### [WRITTEN INSTRUCTION]
The exercise asks you to copy every line below in which "page" appears.

### [RECORDED INFORMATION]
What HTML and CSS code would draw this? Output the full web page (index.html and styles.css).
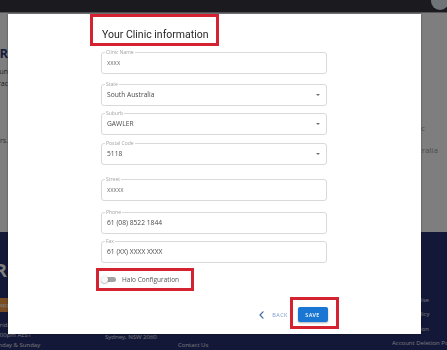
FILE: index.html
```html
<!DOCTYPE html>
<html lang="en">
<head>
<meta charset="utf-8">
<title>Your Clinic information</title>
<link rel="stylesheet" href="styles.css">
</head>
<body>
<div class="page">
  <header class="topbar">
    <span class="avatar"></span>
  </header>
  <main class="content">
    <div class="content-left">
      <h1 class="page-title">DOCTOR</h1>
      <p class="page-text first">Find and run</p>
      <p class="page-text">Manage your prac</p>
      <p class="page-text gap">Members.</p>
    </div>
    <div class="content-right">
      <p class="card-line">Clinic</p>
      <p class="card-line">Australia</p>
    </div>
  </main>
  <footer class="footer">
    <div class="foot-brand">
      <p class="foot-logo">DOCTOR</p>
      <span class="foot-btn">Book an appointment</span>
      <p class="foot-line first">Monday - Friday</p>
      <p class="foot-line">9:00am - 5:00pm AEST</p>
      <p class="foot-line">Closed Monday &amp; Sunday</p>
    </div>
    <div class="foot-address">
      <p>Head Office</p>
      <p>Level 5, 1 Market St</p>
      <p>Sydney, NSW 2060</p>
    </div>
    <div class="foot-links">
      <p>Home</p>
      <p>About Us</p>
      <p>Find a Clinic</p>
      <p>Contact Us</p>
    </div>
    <div class="foot-legal">
      <p>Terms of Use</p>
      <p>Privacy Policy</p>
      <p>Accreditation</p>
      <p>Account Deletion Policy</p>
    </div>
  </footer>
</div>
<div class="overlay"></div>
<div class="modal" role="dialog">
  <div class="form">
    <h2 class="title-box">Your Clinic information</h2>
    <div class="field f-clinic"><span class="label">Clinic Name</span><span class="value light">xxxx</span></div>
    <div class="field f-state"><span class="label">State</span><span class="value">South Australia</span><span class="arrow"></span></div>
    <div class="field f-suburb"><span class="label">Suburb</span><span class="value">GAWLER</span><span class="arrow"></span></div>
    <div class="field f-postal"><span class="label">Postal Code</span><span class="value">5118</span><span class="arrow"></span></div>
    <div class="field f-street"><span class="label">Street</span><span class="value light">xxxxx</span></div>
    <div class="field f-phone"><span class="label">Phone</span><span class="value">61 (08) 8522 1844</span></div>
    <div class="field f-fax"><span class="label">Fax</span><span class="value">61 (XX) XXXX XXXX</span></div>
    <div class="halo-box">
      <span class="switch"><span class="thumb"></span></span>
      <span class="halo-text">Halo Configuration</span>
    </div>
    <div class="actions">
      <button class="back" type="button">
        <svg class="chev" width="5" height="8" viewBox="0 0 5 8"><path d="M4 0.8 L1 4 L4 7.2" fill="none" stroke="#3f6aa8" stroke-width="1.2" stroke-linecap="round" stroke-linejoin="round"/></svg>
        <span>BACK</span>
      </button>
      <div class="save-box"><button class="save" type="button">SAVE</button></div>
    </div>
  </div>
</div>
</body>
</html>
```

FILE: styles.css
```css
* { box-sizing: border-box; }
html, body { margin: 0; padding: 0; overflow: hidden; }
body {
  width: 447px;
  height: 350px;
  position: relative;
  font-family: "Open Sans", "Liberation Sans", sans-serif;
  background: #ffffff;
}
p { margin: 0; }

.page { height: 350px; display: flex; flex-direction: column; }

.topbar {
  height: 13px;
  flex: none;
  background: #36363f;
  border-bottom: 1px solid #a8a8b0;
  display: flex;
  justify-content: flex-end;
  align-items: flex-start;
}
.avatar {
  width: 18px;
  height: 18px;
  border-radius: 50%;
  background: #dfe8f3;
  margin: -8px -2px 0 0;
}

.content {
  flex: 1;
  display: flex;
  justify-content: space-between;
  background: #fdfdfd;
}
.content-left {
  width: 8px;
  display: flex;
  flex-direction: column;
  align-items: flex-end;
  padding-top: 31px;
}
.page-title {
  margin: 0;
  font-size: 13px;
  font-weight: 700;
  line-height: 18px;
  color: #2a3a78;
  white-space: nowrap;
}
.page-text { font-size: 7px; line-height: 12px; color: #444; white-space: nowrap; }
.page-text.first { margin-top: 4px; }
.page-text.gap { margin-top: 45px; color: #666; }
.content-right { width: 42px; padding-top: 110px; }
.card-line { font-size: 8px; line-height: 10px; color: #9a9a9a; white-space: nowrap; }
.card-line + .card-line { margin-top: 12px; }

.footer {
  height: 118px;
  flex: none;
  margin-left: -31px;
  background: #263070;
  color: #e6e8f0;
  font-size: 6px;
  display: grid;
  grid-template-columns: 136px 73px 214px 1fr;
}
.footer p { white-space: nowrap; }
.foot-brand {
  width: 38px;
  display: flex;
  flex-direction: column;
  align-items: flex-start;
  padding-top: 28px;
}
.foot-logo {
  align-self: flex-end;
  font-size: 18px;
  font-weight: 700;
  line-height: 20px;
  color: #ffffff;
}
.foot-btn {
  margin-top: 18px;
  height: 14px;
  padding: 0 6px;
  display: flex;
  align-items: center;
  background: #f39a44;
  color: #fff;
  white-space: nowrap;
  border-radius: 2px;
}
.foot-line { line-height: 10px; }
.foot-line.first { margin-top: 8px; }
.foot-address { padding-top: 80px; line-height: 10px; }
.foot-links { padding-top: 64px; line-height: 14px; }
.foot-legal { padding-top: 61px; line-height: 14.3px; }

.overlay {
  position: fixed;
  inset: 0;
  background: rgba(0, 0, 0, 0.5);
}

.modal {
  position: absolute;
  left: 8px;
  top: 14px;
  width: 413px;
  height: 320px;
  background: #ffffff;
  box-shadow: 0 0 2px rgba(0, 0, 0, 0.4);
}
.form {
  margin-left: 93px;
  width: 226px;
  display: flex;
  flex-direction: column;
}
.title-box {
  margin: 0 0 0 -11px;
  width: 129px;
  height: 32px;
  border: 3px solid #d42230;
  padding: 11.5px 0 0 9px;
  font-family: Roboto, "Liberation Sans", sans-serif;
  font-weight: 400;
  font-size: 10.5px;
  line-height: 12px;
  color: #262626;
  white-space: nowrap;
}

.field {
  position: relative;
  flex: none;
  height: 22px;
  border: 1px solid #d9d9d9;
  border-radius: 3px;
  display: flex;
  align-items: center;
  padding: 0 6px 0 5px;
}
.f-clinic { margin-top: 6px; }
.f-state { margin-top: 10px; }
.f-suburb { margin-top: 7px; }
.f-postal { margin-top: 8px; }
.f-street { margin-top: 14px; }
.f-phone { margin-top: 11px; }
.f-fax { margin-top: 7px; }

.label {
  position: absolute;
  left: 3px;
  top: -4px;
  padding: 0 1px;
  background: #ffffff;
  font-size: 5px;
  line-height: 6px;
  color: #a3a3a3;
  white-space: nowrap;
}
.value {
  font-size: 6.7px;
  line-height: 10px;
  color: #4a4a4a;
  white-space: nowrap;
}
.value.light { color: #7a7a7a; font-size: 6.3px; }
.arrow {
  margin-left: auto;
  width: 0;
  height: 0;
  border-left: 2.2px solid transparent;
  border-right: 2.2px solid transparent;
  border-top: 2.5px solid #707070;
}

.halo-box {
  margin: 5px 0 0 -5px;
  width: 98px;
  height: 23px;
  border: 3px solid #d42230;
  display: flex;
  align-items: center;
  padding-left: 3px;
}
.switch {
  position: relative;
  width: 14px;
  height: 5px;
  border-radius: 3px;
  background: #a3a3a3;
  flex: none;
}
.thumb {
  position: absolute;
  left: -1px;
  top: -1px;
  width: 7px;
  height: 7px;
  border-radius: 50%;
  background: #f7f7f7;
  box-shadow: 0 0.5px 1.5px rgba(0, 0, 0, 0.45);
}
.halo-text {
  margin-left: 6px;
  font-size: 6.5px;
  line-height: 10px;
  color: #555555;
  white-space: nowrap;
}

.actions {
  margin: 6px -11.5px 0 0;
  display: flex;
  justify-content: flex-end;
  align-items: center;
}
.back {
  margin: 4px 1.5px 0 0;
  padding: 0;
  border: none;
  background: none;
  display: flex;
  align-items: center;
  gap: 8px;
  font-family: "Open Sans", "Liberation Sans", sans-serif;
  font-size: 5.5px;
  letter-spacing: 0.5px;
  color: #7d9ad0;
}
.chev { display: block; }
.save-box {
  border: 3px solid #d42230;
  padding: 7px 8px 4px 5px;
  display: flex;
}
.save {
  width: 30px;
  height: 15px;
  padding: 0;
  border: none;
  border-radius: 2px;
  background: #1976d2;
  box-shadow: 0 1px 2px rgba(0, 0, 0, 0.3);
  color: #ffffff;
  font-family: "Open Sans", "Liberation Sans", sans-serif;
  font-size: 5.5px;
  font-weight: 600;
  letter-spacing: 0.3px;
}
```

### [COMPLETE ANSWER]
What HTML and CSS code would draw this? Output the full web page (index.html and styles.css).
<div class="page">
      <h1 class="page-title">DOCTOR</h1>
      <p class="page-text first">Find and run</p>
      <p class="page-text">Manage your prac</p>
      <p class="page-text gap">Members.</p>
.page { height: 350px; display: flex; flex-direction: column; }
.page-title {
.page-text { font-size: 7px; line-height: 12px; color: #444; white-space: nowrap; }
.page-text.first { margin-top: 4px; }
.page-text.gap { margin-top: 45px; color: #666; }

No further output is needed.